Engagement with policy collaborators
This research project was conceived and conducted in collaboration with policy experts at the Ministry for Women and the Productivity Commission. The policy collaborators were consulted on the research question, analytical approach, several rounds of empirical results, and the interpretation of the results. Their feedback was incorporated into this report. Any errors, omissions, or misinterpretations that remain are the authors’ own.

Key Results

  • Mothers preferred an average of 69 weeks of leave, anticipated taking 36 weeks, and actually took 53 weeks. Mothers had a moderate ability to take their desired amount of leave for up to a year, but little ability to take any leave they desired over a year.

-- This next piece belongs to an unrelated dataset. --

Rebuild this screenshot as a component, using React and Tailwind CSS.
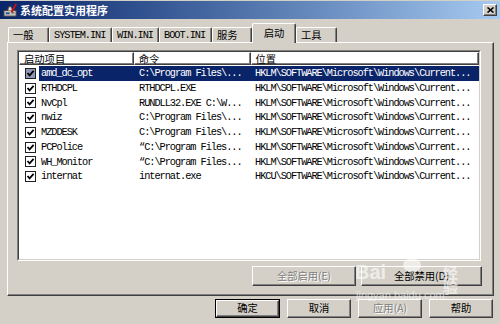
import React from 'react';

const rows = [
  ['amd_dc_opt', 'C:\\Program Files\\...', 'HKLM\\SOFTWARE\\Microsoft\\Windows\\Current...'],
  ['RTHDCPL', 'RTHDCPL.EXE', 'HKLM\\SOFTWARE\\Microsoft\\Windows\\Current...'],
  ['NvCpl', 'RUNDLL32.EXE C:\\W...', 'HKLM\\SOFTWARE\\Microsoft\\Windows\\Current...'],
  ['nwiz', 'C:\\Program Files\\...', 'HKLM\\SOFTWARE\\Microsoft\\Windows\\Current...'],
  ['MZDDESK', 'C:\\Program Files\\...', 'HKLM\\SOFTWARE\\Microsoft\\Windows\\Current...'],
  ['PCPolice', '\u201CC:\\Program Files...', 'HKLM\\SOFTWARE\\Microsoft\\Windows\\Current...'],
  ['WH_Monitor', '\u201CC:\\Program Files...', 'HKLM\\SOFTWARE\\Microsoft\\Windows\\Current...'],
  ['internat', 'internat.exe', 'HKCU\\SOFTWARE\\Microsoft\\Windows\\Current...'],
];

const mono = "font-['Liberation_Mono',monospace] text-[10.3px] tracking-[-1.05px]";
const cjk = "font-['Noto_Sans_CJK_SC',sans-serif] text-[10.3px]";

const tabs = [
  { label: '一般', w: 'w-[41px]' },
  { label: 'SYSTEM.INI', w: 'w-[63px]', latin: true },
  { label: 'WIN.INI', w: 'w-[47px]', latin: true },
  { label: 'BOOT.INI', w: 'w-[53px]', latin: true },
  { label: '服务', w: 'w-[40px]' },
  { label: '启动', w: 'w-[44px]', active: true },
  { label: '工具', w: 'w-[41px]' },
];

function TitleIcon() {
  return (
    <svg width="15" height="15" viewBox="0 0 16 16">
      <rect x="1" y="8" width="13" height="6" fill="#c8c4bc" stroke="#404040" strokeWidth="1" />
      <rect x="3" y="10" width="4" height="2" fill="#2050a0" />
      <rect x="9" y="10" width="3" height="1" fill="#404040" />
      <path d="M5 8 L6 4 L9 4 L10 8" fill="#e0dcd4" stroke="#404040" strokeWidth="1" />
      <path d="M9 10 L14 1" stroke="#d01010" strokeWidth="2" />
    </svg>
  );
}

function TitleBar() {
  return (
    <div className="h-[18px] flex items-center bg-linear-to-r from-[#0a246a] to-[#a6caf0] pl-[3px] pr-[3px]">
      <TitleIcon />
      <span className="ml-[2px] text-white font-bold text-[11px] leading-none font-['Noto_Sans_CJK_SC',sans-serif]">系统配置实用程序</span>
      <div className="ml-auto w-[14px] h-[12px] bg-[#d4d0c8] border border-t-white border-l-white border-r-[#404040] border-b-[#404040] shadow-[inset_-1px_-1px_0_#808080] flex items-center justify-center">
        <svg width="7" height="6" viewBox="0 0 7 6">
          <path d="M0.5 0.5 L6.5 5.5 M6.5 0.5 L0.5 5.5" stroke="#000" strokeWidth="1.6" />
        </svg>
      </div>
    </div>
  );
}

function Tabs() {
  return (
    <div className="mt-[4px] h-[19px] flex items-end pl-[8px]">
      {tabs.map(t => (
        <div
          key={t.label}
          className={`${t.w} bg-[#d4d0c8] border-t border-l border-r border-t-white border-l-white border-r-[#404040] rounded-t-[2px] shadow-[inset_-1px_0_0_#808080] flex items-start ${
            t.active ? 'h-[20px] relative z-10 -mb-px justify-center pt-[3px]' : 'h-[15px] pl-[4px] pt-[1px]'
          }`}
        >
          <span className={`${t.latin ? mono : cjk} leading-[12px] text-black whitespace-nowrap`}>{t.label}</span>
        </div>
      ))}
    </div>
  );
}

function Check({ sel }) {
  return (
    <div className={`w-[11px] h-[11px] border border-[#202020] flex items-center justify-center shrink-0 ${sel ? 'bg-[#8e98b8]' : 'bg-white'}`}>
      <svg width="9" height="9" viewBox="0 0 9 9">
        <polyline points="1.5,4 3.6,6.3 7.6,1.8" fill="none" stroke="#000" strokeWidth="1.8" />
      </svg>
    </div>
  );
}

function HeaderCell({ w, children }) {
  return (
    <div className={`${w} h-[13px] border-t border-l border-t-white border-l-white border-r border-b border-r-[#404040] border-b-[#404040] shadow-[inset_-1px_-1px_0_#808080] pl-[4px] flex items-center`}>
      <span className={`${cjk} leading-[11px] text-black`}>{children}</span>
    </div>
  );
}

function ListView() {
  return (
    <div className="w-[464px] h-[211px] border border-t-[#808080] border-l-[#808080] border-r-white border-b-white">
      <div className="h-full border border-t-[#404040] border-l-[#404040] border-r-[#d4d0c8] border-b-[#d4d0c8] bg-white overflow-hidden">
        <div className="flex">
          <HeaderCell w="w-[115px]">启动项目</HeaderCell>
          <HeaderCell w="w-[117px]">命令</HeaderCell>
          <HeaderCell w="w-[229px]">位置</HeaderCell>
        </div>
        <div className="pt-[1px]">
          {rows.map((r, i) => {
            const sel = i === 0;
            const hl = sel ? 'bg-[#0a246a] text-white' : 'text-black';
            return (
              <div key={r[0]} className="flex h-[14.75px]">
                <div className="w-[115px] flex items-center pl-[6px]">
                  <Check sel={sel} />
                  <div className={`ml-[3px] flex-1 h-full flex items-center pl-[2px] ${hl}`}>
                    <span className={`${mono} leading-none whitespace-nowrap`}>{r[0]}</span>
                  </div>
                </div>
                <div className={`w-[117px] flex items-center pl-[5px] ${hl}`}>
                  <span className={`${mono} leading-none whitespace-nowrap`}>{r[1]}</span>
                </div>
                <div className={`w-[228px] flex items-center pl-[4px] ${hl}`}>
                  <span className={`${mono} leading-none whitespace-nowrap`}>{r[2]}</span>
                </div>
              </div>
            );
          })}
        </div>
      </div>
    </div>
  );
}

function Button({ w, h = 'h-[20px]', disabled, children }) {
  return (
    <div className={`${w} ${h} bg-[#d4d0c8] border border-t-white border-l-white border-r-[#404040] border-b-[#404040] shadow-[inset_-1px_-1px_0_#808080] flex items-center justify-center`}>
      <span className={`${cjk} leading-none ${disabled ? 'text-[#808080] [text-shadow:1px_1px_0_#fff]' : 'text-black'}`}>{children}</span>
    </div>
  );
}

function Panel() {
  return (
    <div className="ml-[7px] w-[487px] h-[254px] border-t border-l border-t-white border-l-white border-r border-b border-r-[#404040] border-b-[#404040] shadow-[inset_-1px_-1px_0_#808080] pt-[7px] pl-[9px]">
      <ListView />
      <div className="mt-[5px] flex pl-[235px] gap-[5px]">
        <Button w="w-[104px]" disabled>全部启用(E)</Button>
        <Button w="w-[121px]">全部禁用(D)</Button>
      </div>
    </div>
  );
}

function BottomButtons() {
  return (
    <div className="mt-[3px] flex pl-[215px] gap-[7px]">
      <div className="w-[65px] h-[19px] border border-black">
        <Button w="w-full" h="h-full">确定</Button>
      </div>
      <Button w="w-[64px]" h="h-[19px]">取消</Button>
      <Button w="w-[64px]" h="h-[19px]" disabled>应用(A)</Button>
      <Button w="w-[64px]" h="h-[19px]">帮助</Button>
    </div>
  );
}

function Watermark() {
  return (
    <div className="absolute left-[355px] top-[246px] w-[115px] h-[56px] pointer-events-none opacity-60">
      <svg className="absolute left-[38px] top-[1px]" width="38" height="26" viewBox="0 0 38 26">
        <ellipse cx="9" cy="7" rx="4" ry="5" fill="#fff" />
        <ellipse cx="19" cy="4" rx="4" ry="4.5" fill="#fff" />
        <ellipse cx="29" cy="7" rx="4" ry="5" fill="#fff" />
        <ellipse cx="19" cy="18" rx="9" ry="7" fill="#fff" />
      </svg>
      <span className="absolute left-0 top-[16px] text-white font-bold text-[20px] leading-none font-['Liberation_Sans',sans-serif]">Bai</span>
      <span className="absolute left-[88px] top-[18px] text-white font-bold text-[15px] leading-none font-['Noto_Sans_CJK_SC',sans-serif]">经验</span>
      <span className="absolute left-[1px] top-[44px] text-white text-[11px] leading-none font-['Liberation_Sans',sans-serif]">jingyan.baidu.com</span>
    </div>
  );
}

export default function App() {
  return (
    <div className="relative w-[500px] h-[324px] overflow-hidden bg-[#d4d0c8] select-none">
      <div className="pt-px">
        <TitleBar />
      </div>
      <Tabs />
      <Panel />
      <BottomButtons />
      <Watermark />
    </div>
  );
}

  • Many women who ended up out of work for several years after having their child did not plan their trajectory. Rather, their work opportunities eroded over time, often exacerbated by a lack of suitable, affordable childcare and/or a lack of access to flexible work arrangements.
  • Money was the biggest driver of mothers' return to work. Low income mothers were more constrained in the leave they could take and more likely to have to return to work earlier than planned.
  • Self-employed women preferred, and took, much less parental leave than employee mothers.